Wem sind die vieldiskutierten „Anlandeplattformen“ für Flüchtlinge eingefallen? Sebastian Kurz will es nicht gewesen sein. Oder doch?
Ich muss gestehen, ich war ein wenig erstaunt gestern Abend im Interview mit Kanzler Kurz nach dem EU-Gipfel in Salzburg. Es ging um die mittlerweile berühmten „Anlandeplattformen“, also Sammellager für Migranten in Afrika, die seit dem EU-Gipfel vom Juni diskutiert werden. Kurz dazu gestern in der ZiB2:
„Für uns ist aber nicht die Frage entscheidend,… ob das Wort, das sich irgendwer in Brüssel einfallen lassen hat, das ich für etwas skurril halte, Anlandeplattformen, jetzt so auf irgendeinen Vertrag nieder geschrieben wird, sondern für uns ist entscheidend, dass sich keine Menschen mehr illegal auf den Weg machen.“
Schon gestern Mittag hatte der Kanzler in seiner Pressekonferenz mit den Herren Juncker und Tusk gemeint:
„Also zunächst einmal glaube ich muss man ein bisschen vorsichtig sein mit der etwas eigenartigen Wortkreation der Anlandeplattformen. Wir haben noch immer nicht herausgefunden, wem das Wort eigentlich eingefallen ist. Ich glaube, es ist nicht unbedingt notwendig, um die illegale Migration zu lösen.“
Und am Vorabend, im Doppelinterview mit Kommissionspräsident Juncker, hatte sich auf eine Frage von Hans Bürger dieser kurze Dialog entsponnen:
Hans Bürger: „Diese Anlandeplattformen, es gibt mehrere Worte dafür. Aber bleiben wir bei Anlandeplattformen. Werden die etwas?

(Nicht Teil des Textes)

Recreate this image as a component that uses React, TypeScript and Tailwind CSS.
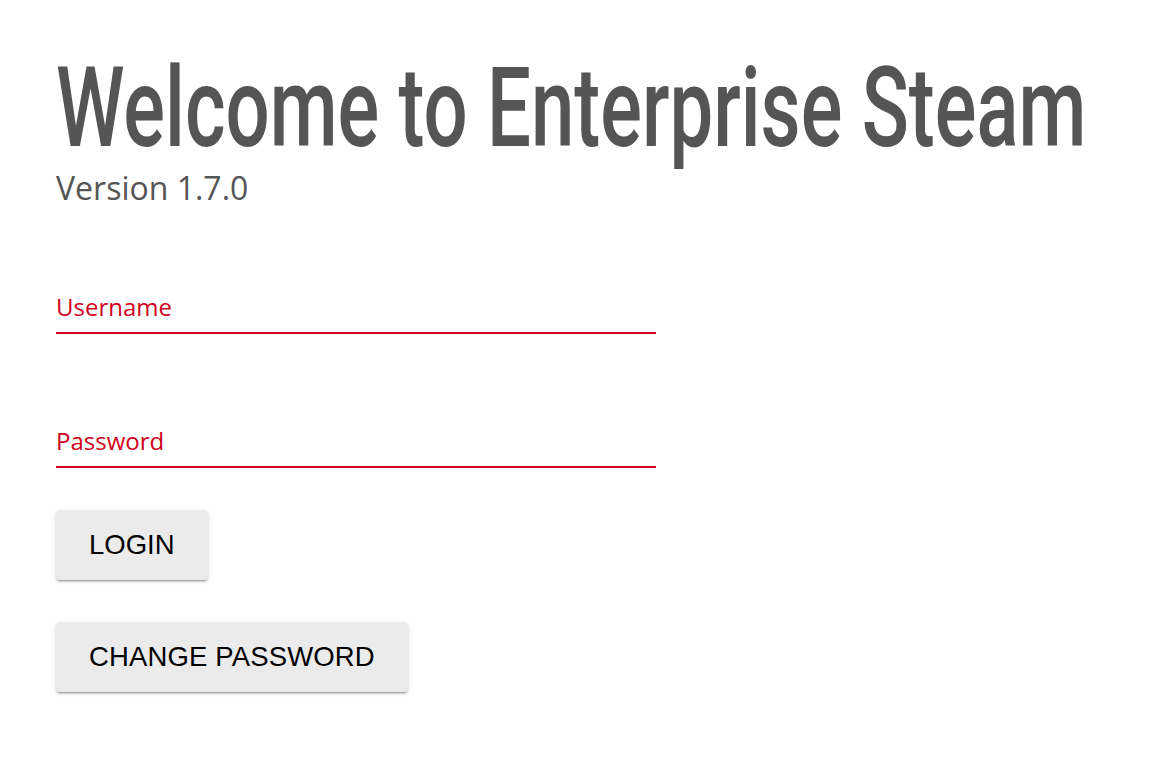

Sebastian Kurz: „Das ist ein bisschen eine seltsame Wortkreation. Ich habe noch immer nicht herausgefunden, wem das eingefallen ist.“
Jean-Claude Juncker: „Ich glaube, das wärst Du gewesen.“
Sebastian Kurz: „Nein, nein, nein, nein, nein!“
Aber woher kommt die „seltsame Wortkreation“ nun wirklich?
Beim EU-Gipfel am 28./29. Juni in Brüssel haben sich die Regierungschef auf eine Idee geeinigt, die im englischen Abschlussdokument regional disembarkation platforms genannt wird und im deutschen Text regionale Ausschiffungsplattformen. Der Plan – und der englische Begriff – stammen aus einem Konzept des UNHCR und der Internationalen Organisation für Migration, das die EU-Spitzen übernommen hatten.
Über die Gipfelergebnisse damals berichtete Tim Cupal am 29. Juni für die ZiB2 und er ließ in seinem Beitrag auch Kanzler Kurz zu Wort kommen – mit diesem Originalton:
„Im Text heißt es jetzt Anlandeplattformen, das ist ein ganz wesentlicher Schritt, denn nur wenn wir sicherstellen, dass Menschen nach der Rettung in Drittstaaten gebracht werden und nicht auf europäischen Boden gebracht werden, werden wir das Geschäftsmodell der Schlepper zerschlagen.“
Im angesprochenen Text hieß es tatsächlich regionale Ausschiffungsplattformen, zugegeben: ein deutlich schlimmeres Wortungetüm. Doch die Anlandeplattformen gab es auch – allerdings in einem anderen Text. Am Tag vor dem Gipfel, am 28. Juni, verschickt das Bundeskanzleramt in Wien eine Presseerklärung unter dem Titel „Bundeskanzler Kurz: Trendwende in der Flüchtlingspolitik möglich“. Sie beginnt mit folgenden Sätzen:
„Es ist möglich, dass wir heute eine Trendwende in der Migrationspolitik einleiten…“, sagte Bundeskanzler Sebastian Kurz zum Auftakt des Europäischen Rats in Brüssel. „Wenn wir uns auf ‚Anlandeplattformen‘ außerhalb Europas einigen, wird das dazu führen, dass Menschen nach der Rettung nicht automatisch nach Europa gebracht werden, sondern in Drittstaaten.“
Es ist die erste nachweisbare Erwähnung des Wortes Anlandeplattformen im Zusammenhang mit Flüchtlingen, die sich in der Austria Presse Agentur, in ihrem elektronischen Zeitungsarchiv mit mehr als 500 Quellen und online irgendwo finden lässt.
Jean-Claude Juncker scheint ein ziemlich gutes Gedächtnis zu haben.